◆ **What is needed**
The data below should be restated word for word, with every picture omitted.

* Begin Supplied data *

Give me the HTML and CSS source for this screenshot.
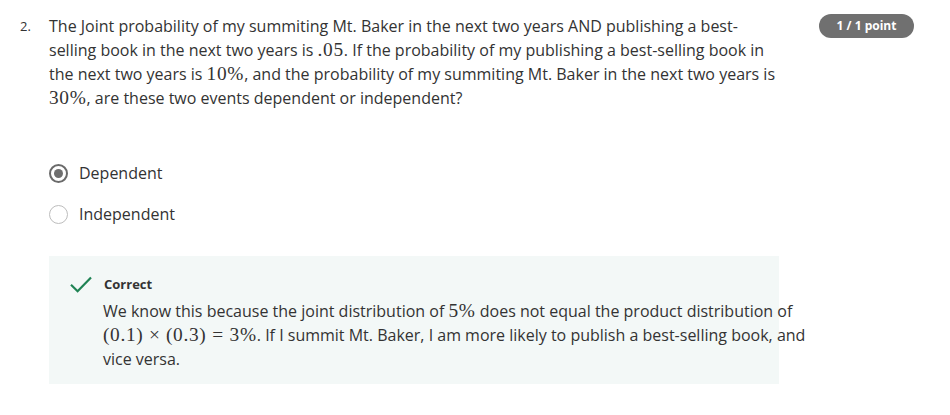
FILE: index.html
```html
<!DOCTYPE html>
<html>
<head>
<meta charset="utf-8">
<link rel="stylesheet" href="styles.css">
</head>
<body>
<div class="question">
  <div class="num">2.</div>
  <div class="content">
    <p class="prompt"><span>The Joint probability of my summiting Mt. Baker in the next two years AND publishing a best-</span><span>selling book in the next two years is </span><span class="m">.05</span><span>. If the probability of my publishing a best-selling book in</span> <span>the next two years is </span><span class="m">10%</span><span>, and the probability of my summiting Mt. Baker in the next two years is</span> <span class="m">30%</span><span>, are these two events dependent or independent?</span></p>
    <div class="options">
      <label class="option"><span class="radio checked"></span><span class="label">Dependent</span></label>
      <label class="option"><span class="radio"></span><span class="label">Independent</span></label>
    </div>
    <div class="feedback">
      <div class="fb-head">
        <svg class="check" width="22" height="17" viewBox="0 0 22 17"><path d="M1 8.8 L7.6 15.2 L21 1.6" fill="none" stroke="#1f8354" stroke-width="2.2"/></svg>
        <span class="fb-title">Correct</span>
      </div>
      <p class="fb-text"><span>We know this because the joint distribution of </span><span class="m">5%</span><span> does not equal the product distribution of</span> <span class="m">(0.1)</span><span class="m bin">×</span><span class="m">(0.3)</span><span class="m rel">=</span><span class="m">3%</span><span>. If I summit Mt. Baker, I am more likely to publish a best-selling book, and</span> <span>vice versa.</span></p>
    </div>
  </div>
  <div class="badge">1 / 1 point</div>
</div>
</body>
</html>
```
FILE: styles.css
```css
html, body {
  margin: 0;
  padding: 0;
  background: #ffffff;
}
body {
  font-family: "Open Sans", "Liberation Sans", sans-serif;
  color: #333333;
  font-size: 16px;
  line-height: 24px;
}
.question {
  display: flex;
  align-items: flex-start;
  padding: 14px 36px 0 20px;
}
.num {
  width: 29px;
  flex: none;
  font-size: 13px;
  line-height: 24px;
}
.content {
  width: 730px;
  flex: none;
}
.prompt {
  margin: 0;
}
.m {
  font-family: "Liberation Serif", "DejaVu Serif", serif;
  font-size: 1.21em;
  line-height: 1;
  letter-spacing: 0.035em;
}
.bin {
  padding: 0 0.28em;
}
.rel {
  padding: 0 0.3em;
}
.options {
  display: flex;
  flex-direction: column;
  gap: 17px;
  margin-top: 51px;
}
.option {
  display: flex;
  align-items: center;
  height: 24px;
}
.radio {
  box-sizing: border-box;
  width: 19px;
  height: 19px;
  border-radius: 50%;
  border: 1.5px solid #bdbdbd;
  flex: none;
  display: flex;
  align-items: center;
  justify-content: center;
}
.radio.checked {
  border: 2px solid #6a6a6a;
}
.radio.checked::after {
  content: "";
  width: 9px;
  height: 9px;
  border-radius: 50%;
  background: #6f6f6f;
}
.label {
  margin-left: 11px;
}
.feedback {
  margin-top: 30px;
  background: #f3f8f7;
  padding: 18px 0 13px 21px;
}
.fb-head {
  display: flex;
  align-items: center;
  height: 20px;
}
.check {
  display: block;
  flex: none;
}
.fb-title {
  margin-left: 12px;
  font-size: 13px;
  font-weight: 700;
  color: #333333;
}
.fb-text {
  margin: 5px 0 0 33px;
  width: 720px;
}
.badge {
  margin-left: auto;
  background: #707070;
  color: #ffffff;
  font-size: 12px;
  font-weight: 700;
  line-height: 24px;
  height: 24px;
  width: 95px;
  text-align: center;
  border-radius: 12px;
  flex: none;
}
```
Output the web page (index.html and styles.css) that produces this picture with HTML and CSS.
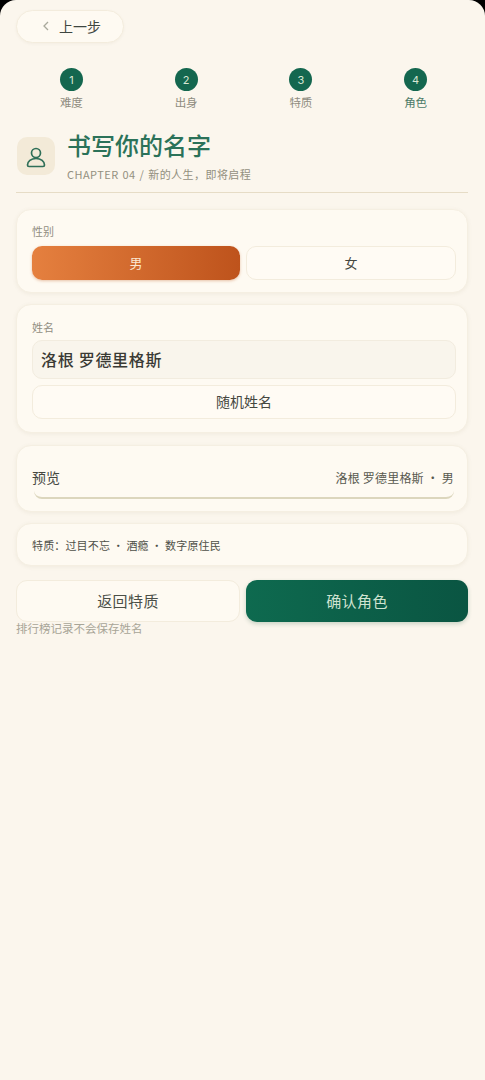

* End Supplied data *

◆ **Complete answer**
Give me the HTML and CSS source for this screenshot.
FILE: index.html
```html
<!DOCTYPE html>
<html>
<head>
<meta charset="utf-8">
<link rel="stylesheet" href="styles.css">
</head>
<body>
<div class="question">
  <div class="num">2.</div>
  <div class="content">
    <p class="prompt"><span>The Joint probability of my summiting Mt. Baker in the next two years AND publishing a best-</span><span>selling book in the next two years is </span><span class="m">.05</span><span>. If the probability of my publishing a best-selling book in</span> <span>the next two years is </span><span class="m">10%</span><span>, and the probability of my summiting Mt. Baker in the next two years is</span> <span class="m">30%</span><span>, are these two events dependent or independent?</span></p>
    <div class="options">
      <label class="option"><span class="radio checked"></span><span class="label">Dependent</span></label>
      <label class="option"><span class="radio"></span><span class="label">Independent</span></label>
    </div>
    <div class="feedback">
      <div class="fb-head">
        <svg class="check" width="22" height="17" viewBox="0 0 22 17"><path d="M1 8.8 L7.6 15.2 L21 1.6" fill="none" stroke="#1f8354" stroke-width="2.2"/></svg>
        <span class="fb-title">Correct</span>
      </div>
      <p class="fb-text"><span>We know this because the joint distribution of </span><span class="m">5%</span><span> does not equal the product distribution of</span> <span class="m">(0.1)</span><span class="m bin">×</span><span class="m">(0.3)</span><span class="m rel">=</span><span class="m">3%</span><span>. If I summit Mt. Baker, I am more likely to publish a best-selling book, and</span> <span>vice versa.</span></p>
    </div>
  </div>
  <div class="badge">1 / 1 point</div>
</div>
</body>
</html>
```
FILE: styles.css
```css
html, body {
  margin: 0;
  padding: 0;
  background: #ffffff;
}
body {
  font-family: "Open Sans", "Liberation Sans", sans-serif;
  color: #333333;
  font-size: 16px;
  line-height: 24px;
}
.question {
  display: flex;
  align-items: flex-start;
  padding: 14px 36px 0 20px;
}
.num {
  width: 29px;
  flex: none;
  font-size: 13px;
  line-height: 24px;
}
.content {
  width: 730px;
  flex: none;
}
.prompt {
  margin: 0;
}
.m {
  font-family: "Liberation Serif", "DejaVu Serif", serif;
  font-size: 1.21em;
  line-height: 1;
  letter-spacing: 0.035em;
}
.bin {
  padding: 0 0.28em;
}
.rel {
  padding: 0 0.3em;
}
.options {
  display: flex;
  flex-direction: column;
  gap: 17px;
  margin-top: 51px;
}
.option {
  display: flex;
  align-items: center;
  height: 24px;
}
.radio {
  box-sizing: border-box;
  width: 19px;
  height: 19px;
  border-radius: 50%;
  border: 1.5px solid #bdbdbd;
  flex: none;
  display: flex;
  align-items: center;
  justify-content: center;
}
.radio.checked {
  border: 2px solid #6a6a6a;
}
.radio.checked::after {
  content: "";
  width: 9px;
  height: 9px;
  border-radius: 50%;
  background: #6f6f6f;
}
.label {
  margin-left: 11px;
}
.feedback {
  margin-top: 30px;
  background: #f3f8f7;
  padding: 18px 0 13px 21px;
}
.fb-head {
  display: flex;
  align-items: center;
  height: 20px;
}
.check {
  display: block;
  flex: none;
}
.fb-title {
  margin-left: 12px;
  font-size: 13px;
  font-weight: 700;
  color: #333333;
}
.fb-text {
  margin: 5px 0 0 33px;
  width: 720px;
}
.badge {
  margin-left: auto;
  background: #707070;
  color: #ffffff;
  font-size: 12px;
  font-weight: 700;
  line-height: 24px;
  height: 24px;
  width: 95px;
  text-align: center;
  border-radius: 12px;
  flex: none;
}
```
Output the web page (index.html and styles.css) that produces this picture with HTML and CSS.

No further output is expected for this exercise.